Engineers cannot see how their careers are going to progress and feel they are getting stale in their job, according to a new survey of graduate engineers. Many also feel that their achievements are not being recognised by senior management.
These were identified as the most likely reasons for engineers to seek another job in a survey of 800 candidates at the Engineering Recruitment shows in Bristol and Manchester this year.
All the respondents, aged 26 to 35, agreed with the statement: `I can’t see where I could be in three to five years time.’ Younger and older engineers unanimously agreed with the statement: `I need new work challenges – I am getting stale.’
Other problems for engineers, according to the survey by conference organiser Brintex, are poor in-company communications, a lack of opportunities to develop skills on the job and a lack of regular performance and training appraisals.
About half thought their employer was in financial trouble and they did not feel secure in their job.
Respondents had a choice of 27 statements.
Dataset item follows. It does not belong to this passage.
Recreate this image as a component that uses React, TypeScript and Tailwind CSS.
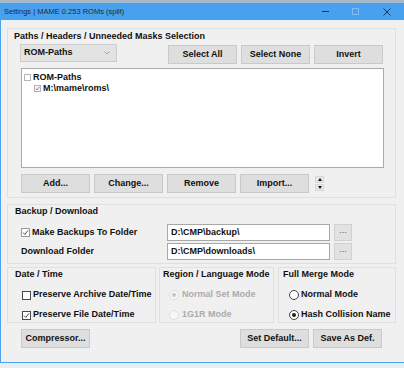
import type { ReactNode } from "react";

const font = { fontFamily: '"Liberation Sans", Arial, sans-serif' };

function Btn({ children, className = "" }: { children: ReactNode; className?: string }) {
  return (
    <div
      className={`flex h-[19px] w-[69px] items-center justify-center border border-[#c9c9c9] bg-[#dedede] text-[9px] font-bold text-[#111] ${className}`}
    >
      {children}
    </div>
  );
}

function Check({ checked, faint = false }: { checked: boolean; faint?: boolean }) {
  return (
    <div
      className={`flex h-[9px] w-[9px] shrink-0 items-center justify-center border bg-white ${
        faint ? "border-[#9a9a9a]" : "border-[#4a4a4a]"
      }`}
    >
      {checked && (
        <svg width="7" height="7" viewBox="0 0 7 7">
          <path d="M1 3.6 L2.8 5.4 L6 1.4" fill="none" stroke="#333" strokeWidth="0.9" />
        </svg>
      )}
    </div>
  );
}

function Radio({ checked, disabled = false }: { checked: boolean; disabled?: boolean }) {
  return (
    <div
      className={`flex h-[10px] w-[10px] shrink-0 items-center justify-center rounded-full border ${
        disabled ? "border-[#dedede] bg-[#f7f7f7]" : "border-[#444] bg-white"
      }`}
    >
      {checked && (
        <div className={`h-[4px] w-[4px] rounded-full ${disabled ? "bg-[#c4c4c4]" : "bg-[#222]"}`} />
      )}
    </div>
  );
}

function Group({ children, className = "" }: { children: ReactNode; className?: string }) {
  return <div className={`border border-[#e0e0e0] ${className}`}>{children}</div>;
}

export default function App() {
  return (
    <div className="flex h-[368px] w-[404px] flex-col overflow-hidden bg-[#e8eef4]" style={font}>
      <div className="h-[3px] bg-[#a6b9cb]" />
      <div className="flex h-[360px] flex-col border-b border-l border-[#4da2ee]">
        <div className="flex h-[17px] items-center bg-[#48a1ef] pl-[3px]">
          <span className="text-[7.5px] text-[#1d2a38]">Settings | MAME 0.253 ROMs (split)</span>
          <div className="ml-auto flex items-center">
            <svg width="8" height="2" viewBox="0 0 8 2" className="mr-[22px]">
              <rect width="7" height="1" fill="#1e3550" />
            </svg>
            <svg width="7" height="7" viewBox="0 0 7 7" className="mr-[24px]">
              <rect x="0.5" y="0.5" width="6" height="6" fill="none" stroke="#7dbdf3" />
            </svg>
            <svg width="8" height="8" viewBox="0 0 8 8" className="mr-[13px]">
              <path d="M0.5 0.5 L7.5 7.5 M7.5 0.5 L0.5 7.5" stroke="#1e3550" strokeWidth="1" />
            </svg>
          </div>
        </div>

        <div className="flex-1 bg-[#f0f0f0] pl-[6px] pt-[8px] text-[9px] font-bold text-[#111]">
          {/* Paths / Headers */}
          <Group className="w-[389px] pb-[4px] pl-[12px]">
            <div className="mt-[2px] flex h-[12px] items-center">
              <span className="-ml-[6px]">Paths / Headers / Unneeded Masks Selection</span>
            </div>
            <div className="mt-px flex h-[20px] items-start">
              <div className="flex h-[18px] w-[97px] items-center border border-[#cdcdcd] bg-[#e3e3e3] pl-[3px]">
                <span>ROM-Paths</span>
                <svg width="6" height="4" viewBox="0 0 6 4" className="ml-auto mr-[6px]">
                  <path d="M0.5 0.5 L3 3 L5.5 0.5" fill="none" stroke="#9a9a9a" strokeWidth="0.9" />
                </svg>
              </div>
              <div className="ml-[51px] mt-px flex gap-[4px]">
                <Btn>Select All</Btn>
                <Btn>Select None</Btn>
                <Btn>Invert</Btn>
              </div>
            </div>
            <div className="ml-px mt-[4px] h-[100px] w-[363px] border border-[#ababab] bg-white pl-[2px] pt-[3px]">
              <div className="flex h-[11px] items-center gap-[2px]">
                <div className="h-[7px] w-[7px] border border-[#b5b5b5] bg-white" />
                <span>ROM-Paths</span>
              </div>
              <div className="flex h-[11px] items-center gap-[2px] pl-[10px]">
                <div className="flex h-[7px] w-[7px] items-center justify-center border border-[#b5b5b5] bg-[#f4f4f4]">
                  <svg width="5" height="5" viewBox="0 0 5 5">
                    <path d="M0.6 2.6 L2 4 L4.4 0.8" fill="none" stroke="#777" strokeWidth="0.8" />
                  </svg>
                </div>
                <span>M:\mame\roms\</span>
              </div>
            </div>
            <div className="ml-px mt-[6px] flex items-center gap-[4px]">
              <Btn>Add...</Btn>
              <Btn>Change...</Btn>
              <Btn>Remove</Btn>
              <Btn>Import...</Btn>
              <div className="ml-[2px] flex flex-col gap-[1px]">
                <div className="flex h-[7px] w-[9px] items-center justify-center border border-[#d8d8d8] bg-[#e6e6e6]">
                  <svg width="4" height="3" viewBox="0 0 4 3">
                    <path d="M0 3 L2 0 L4 3 Z" fill="#111" />
                  </svg>
                </div>
                <div className="flex h-[7px] w-[9px] items-center justify-center border border-[#d8d8d8] bg-[#e6e6e6]">
                  <svg width="4" height="3" viewBox="0 0 4 3">
                    <path d="M0 0 L4 0 L2 3 Z" fill="#111" />
                  </svg>
                </div>
              </div>
            </div>
          </Group>

          {/* Backup / Download */}
          <Group className="mt-[6px] w-[389px] pb-[3px] pl-[13px]">
            <div className="mt-[1px] flex h-[12px] items-center">
              <span className="-ml-[6px]">Backup / Download</span>
            </div>
            <div className="mt-[6px] flex h-[17px] items-center">
              <div className="flex w-[146px] items-center gap-[2px]">
                <Check checked faint />
                <span>Make Backups To Folder</span>
              </div>
              <div className="flex h-[17px] w-[163px] items-center border border-[#a8a8a8] bg-white pl-[3px]">
                D:\CMP\backup\
              </div>
              <div className="ml-[4px] flex h-[17px] w-[18px] items-center justify-center border border-[#d0d0d0] bg-[#e2e2e2] pb-[3px] font-normal text-[#555]">
                ...
              </div>
            </div>
            <div className="mt-[2px] flex h-[17px] items-center">
              <div className="w-[146px]">Download Folder</div>
              <div className="flex h-[17px] w-[163px] items-center border border-[#a8a8a8] bg-white pl-[3px]">
                D:\CMP\downloads\
              </div>
              <div className="ml-[4px] flex h-[17px] w-[18px] items-center justify-center border border-[#d0d0d0] bg-[#e2e2e2] pb-[3px] font-normal text-[#555]">
                ...
              </div>
            </div>
          </Group>

          {/* Date / Region / Merge */}
          <div className="mt-[3px] flex">
            <Group className="w-[149px] pl-[7px]">
              <div className="mt-px flex h-[12px] items-center">Date / Time</div>
              <div className="mt-[7px] flex h-[14px] items-center gap-[2px] pl-[7px]">
                <Check checked={false} />
                <span>Preserve Archive Date/Time</span>
              </div>
              <div className="mt-[6px] flex h-[14px] items-center gap-[2px] pl-[7px]">
                <Check checked />
                <span>Preserve File Date/Time</span>
              </div>
            </Group>
            <Group className="ml-[3px] w-[115px] pl-[3px]">
              <div className="mt-px flex h-[12px] items-center">Region / Language Mode</div>
              <div className="mt-[7px] flex h-[14px] items-center gap-[3px] pl-[6px] text-[#acacac]">
                <Radio checked disabled />
                <span>Normal Set Mode</span>
              </div>
              <div className="mt-[6px] flex h-[14px] items-center gap-[3px] pl-[6px] text-[#acacac]">
                <Radio checked={false} disabled />
                <span>1G1R Mode</span>
              </div>
            </Group>
            <Group className="ml-[4px] w-[118px] pl-[4px]">
              <div className="mt-px flex h-[12px] items-center">Full Merge Mode</div>
              <div className="mt-[7px] flex h-[14px] items-center gap-[2px] pl-[6px]">
                <Radio checked={false} />
                <span>Normal Mode</span>
              </div>
              <div className="mt-[6px] flex h-[14px] items-center gap-[2px] pl-[6px]">
                <Radio checked />
                <span>Hash Collision Name</span>
              </div>
            </Group>
          </div>

          <div className="mt-[6px] flex pl-[14px]">
            <Btn>Compressor...</Btn>
            <Btn className="ml-[150px]">Set Default...</Btn>
            <Btn className="ml-[4px]">Save As Def.</Btn>
          </div>
        </div>
      </div>
    </div>
  );
}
Few identified traditional workplace problems, such as work pressures, or a poor working environment, as major issues.
A spokesman for Brintex said engineering employers need to reassess their methods of appraisal and make sure they identify medium-term career opportunities for their staff. Changing work patterns and project responsibilities are also vital for retaining staff.
`Some of our major corporations already do this very successfully, said the spokesman. `These are the ones retaining their staff who can afford to be a little smug when they see the results of this survey.’
Ken Jackson, general secretary of the AEEU, said more needs to be done to promote engineering as a career. `Many engineers in the union have rewarding work which is skilled and relatively well paid. I think we need to work much harder to convince young people, whether inside or outside of the industry, that engineering has a future for them.’